La question – j'en ai bientôt fini – c'est, comment faire pour y arriver ? Déjà il faut que l'on soit sûr de savoir qui on doit protéger dans cette équation complexe. En tout cas, je partage l'analyse du Président de l'Association nationale des industries alimentaires (ANIA), qui disait que chaque partie devait faire des efforts. Des propositions, nous en avons à faire, on pourra peut-être vous les présenter.

Pour terminer, je crois que ce travail, votre travail, Messieurs les Députés, c'est une vraie opportunité pour que l'on aille plus loin vers cette transition qui est attendue. En tout cas, si je devais aspirer à un monde meilleur, ce serait un système, une équation, où nous sommes un régime protecteur pour les PME, où le ruissellement – puisque l'on en a souvent parlé, chacun avait sa religion sur la question – sera plus direct, et va vraiment bénéficier aux filières agricoles. Et je l'assume, je pense qu'il faut trouver le point d'équilibre dans la relation avec les grandes multinationales ultras rentables qui n'ont pas pour priorité le pouvoir d'achat. En tout cas, je pense que même si l'union est difficile, elle est aujourd'hui indispensable, et que même si nous avons fait des choses, je considère que tout n'a pas été parfait du côté d'Intermarché, mais en tout cas une impulsion politique a été donnée, j'espère que c'est la bonne.
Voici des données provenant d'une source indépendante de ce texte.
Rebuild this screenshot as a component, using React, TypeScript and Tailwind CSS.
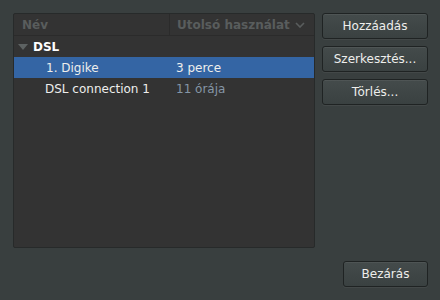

Je crois personnellement, selon mes convictions, que c'est la bonne, de tendre la main et d'essayer de trouver des solutions. En tout cas, j'espère qu'on va pouvoir persévérer et améliorer notre système.

Monsieur le Président, monsieur le rapporteur, mesdames et messieurs les Députés, je vous remercie de votre attention. J'ai été un peu long, mais c'était important de vous expliquer notre différence et nos convictions sur le schéma.